Big Girl Panties by Stephanie Evanovich is a rollicking and poignant romantic comedy about a young widow who decides to get in shape…and winds up getting her groove back–and a whole lot more! Holly Brennan used food to comfort herself through her husband’s illness and death. Now she’s alone at age thirty-two. And she weighs more than she ever has. When fate throws her i …more

My thoughts

So I checked out this book because I wanted a fun easy read. I’m not usually into Chick-Lit even though I am obsessed with Chick- Flicks, but I liked the cover, so I said why not?! Right?!

Let me preface by saying this, I have never written a novel, neither have I publish anything EVER so I already respect Stephanie Evanovich for being a published author. That said, this book was awful! The worst book I’ve read in a while, actually the worst book I’ve read, I tried to read it 3 times and didn’t finish it and I cursed myself afterwards, its called One Thousand Gifts by Ann Voskamp, now THAT book is awful! Big Girl Panties is just, bad.
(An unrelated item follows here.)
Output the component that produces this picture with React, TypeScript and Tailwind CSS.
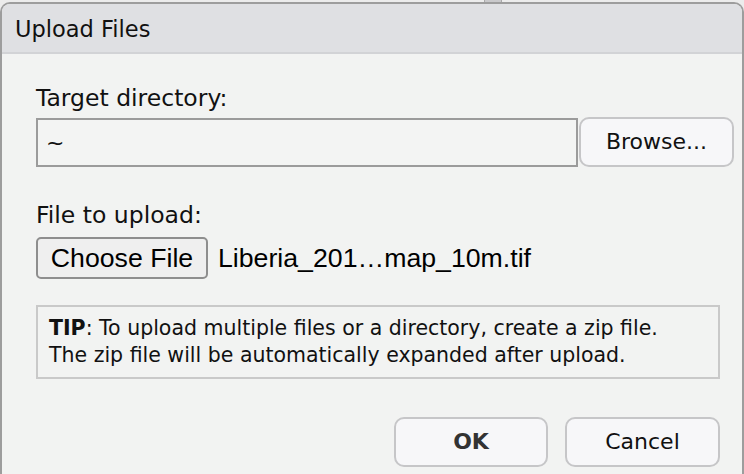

Let’s talk about the author’s choice of words in the sex scenes. Stephanie used words like “take her” and “intrusion,” this sounds like unwanted sex to me. All the sex scenes just seem so forced and I couldn’t tell if they were intended to be awkward or her writing made it awkward. Also, one of the characters Chase loved spanking his grown adult wife, I mean?! I think Stephanie was going for readers thinking of this as a fetish, but it was just annoying and wrong.

There was quite a bit of body shaming in this book, which made me curious as to how the author looked like, so I went to go check her out and she is a heavy set woman. This shocked me a little because she didn’t show any compassion towards Holly, the main character who is was fat. Maybe it was her attempt to be candid but it didn’t come out that way. She made Holly too self-hating and insecure and attached it to her weight but I think the self-hating and insecurity was probably brought on from her abandonment by her family and dead husband. Anyways, I do not recommend this book, but if you want something to light to read, you can choose something else. Hahaha. But Stephanie is a little bit funny. I had laugh out loud moments.  

Have you read this book? What do you think of negative reviews?